* Begin *
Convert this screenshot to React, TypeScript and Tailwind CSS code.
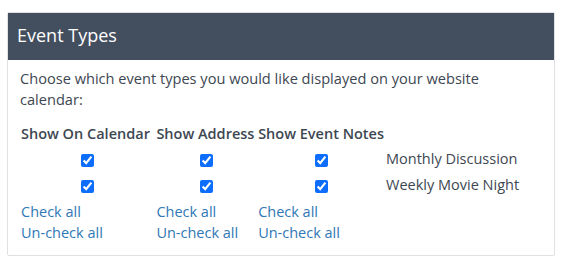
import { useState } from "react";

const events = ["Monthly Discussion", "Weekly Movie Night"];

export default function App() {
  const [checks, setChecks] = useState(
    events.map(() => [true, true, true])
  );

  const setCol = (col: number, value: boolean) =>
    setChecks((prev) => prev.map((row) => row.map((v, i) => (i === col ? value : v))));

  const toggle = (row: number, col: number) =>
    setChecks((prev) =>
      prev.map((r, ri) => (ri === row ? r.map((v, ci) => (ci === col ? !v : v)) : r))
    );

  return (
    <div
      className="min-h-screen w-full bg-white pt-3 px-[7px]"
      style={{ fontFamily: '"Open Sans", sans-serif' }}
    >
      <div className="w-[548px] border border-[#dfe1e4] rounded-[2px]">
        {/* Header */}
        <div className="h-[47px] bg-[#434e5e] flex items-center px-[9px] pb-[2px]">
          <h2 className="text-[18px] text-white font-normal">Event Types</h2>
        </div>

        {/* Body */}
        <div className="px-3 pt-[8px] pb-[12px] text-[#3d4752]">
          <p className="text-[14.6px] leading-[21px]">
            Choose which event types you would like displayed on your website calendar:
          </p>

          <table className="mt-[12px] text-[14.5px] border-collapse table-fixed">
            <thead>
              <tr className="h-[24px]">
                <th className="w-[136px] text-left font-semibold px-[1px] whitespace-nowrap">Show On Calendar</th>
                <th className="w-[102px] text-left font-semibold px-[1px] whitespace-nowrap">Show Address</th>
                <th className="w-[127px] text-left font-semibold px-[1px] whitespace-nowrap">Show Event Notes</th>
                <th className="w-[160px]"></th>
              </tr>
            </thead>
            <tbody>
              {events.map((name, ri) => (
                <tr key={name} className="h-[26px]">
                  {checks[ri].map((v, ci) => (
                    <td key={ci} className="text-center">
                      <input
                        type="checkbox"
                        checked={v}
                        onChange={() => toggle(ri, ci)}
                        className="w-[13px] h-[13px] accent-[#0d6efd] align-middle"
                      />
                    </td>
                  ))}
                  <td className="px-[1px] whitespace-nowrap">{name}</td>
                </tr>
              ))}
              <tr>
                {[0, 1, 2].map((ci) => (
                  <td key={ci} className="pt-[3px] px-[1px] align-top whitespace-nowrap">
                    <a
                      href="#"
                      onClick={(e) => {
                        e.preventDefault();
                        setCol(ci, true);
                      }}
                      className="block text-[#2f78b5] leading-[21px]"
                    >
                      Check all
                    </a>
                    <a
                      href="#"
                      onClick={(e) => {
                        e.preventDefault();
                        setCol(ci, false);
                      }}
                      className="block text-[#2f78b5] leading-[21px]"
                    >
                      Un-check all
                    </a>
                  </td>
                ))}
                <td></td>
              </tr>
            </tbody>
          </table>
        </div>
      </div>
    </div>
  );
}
* End *
§ **WHAT YOU WILL DO**
Write out each line again precisely as it appears, skipping every picture.

§ **WRITTEN SOLUTION**
Convert this screenshot to React, TypeScript and Tailwind CSS code.
import { useState } from "react";

const events = ["Monthly Discussion", "Weekly Movie Night"];

export default function App() {
  const [checks, setChecks] = useState(
    events.map(() => [true, true, true])
  );

  const setCol = (col: number, value: boolean) =>
    setChecks((prev) => prev.map((row) => row.map((v, i) => (i === col ? value : v))));

  const toggle = (row: number, col: number) =>
    setChecks((prev) =>
      prev.map((r, ri) => (ri === row ? r.map((v, ci) => (ci === col ? !v : v)) : r))
    );

  return (
    <div
      className="min-h-screen w-full bg-white pt-3 px-[7px]"
      style={{ fontFamily: '"Open Sans", sans-serif' }}
    >
      <div className="w-[548px] border border-[#dfe1e4] rounded-[2px]">
        {/* Header */}
        <div className="h-[47px] bg-[#434e5e] flex items-center px-[9px] pb-[2px]">
          <h2 className="text-[18px] text-white font-normal">Event Types</h2>
        </div>

        {/* Body */}
        <div className="px-3 pt-[8px] pb-[12px] text-[#3d4752]">
          <p className="text-[14.6px] leading-[21px]">
            Choose which event types you would like displayed on your website calendar:
          </p>

          <table className="mt-[12px] text-[14.5px] border-collapse table-fixed">
            <thead>
              <tr className="h-[24px]">
                <th className="w-[136px] text-left font-semibold px-[1px] whitespace-nowrap">Show On Calendar</th>
                <th className="w-[102px] text-left font-semibold px-[1px] whitespace-nowrap">Show Address</th>
                <th className="w-[127px] text-left font-semibold px-[1px] whitespace-nowrap">Show Event Notes</th>
                <th className="w-[160px]"></th>
              </tr>
            </thead>
            <tbody>
              {events.map((name, ri) => (
                <tr key={name} className="h-[26px]">
                  {checks[ri].map((v, ci) => (
                    <td key={ci} className="text-center">
                      <input
                        type="checkbox"
                        checked={v}
                        onChange={() => toggle(ri, ci)}
                        className="w-[13px] h-[13px] accent-[#0d6efd] align-middle"
                      />
                    </td>
                  ))}
                  <td className="px-[1px] whitespace-nowrap">{name}</td>
                </tr>
              ))}
              <tr>
                {[0, 1, 2].map((ci) => (
                  <td key={ci} className="pt-[3px] px-[1px] align-top whitespace-nowrap">
                    <a
                      href="#"
                      onClick={(e) => {
                        e.preventDefault();
                        setCol(ci, true);
                      }}
                      className="block text-[#2f78b5] leading-[21px]"
                    >
                      Check all
                    </a>
                    <a
                      href="#"
                      onClick={(e) => {
                        e.preventDefault();
                        setCol(ci, false);
                      }}
                      className="block text-[#2f78b5] leading-[21px]"
                    >
                      Un-check all
                    </a>
                  </td>
                ))}
                <td></td>
              </tr>
            </tbody>
          </table>
        </div>
      </div>
    </div>
  );
}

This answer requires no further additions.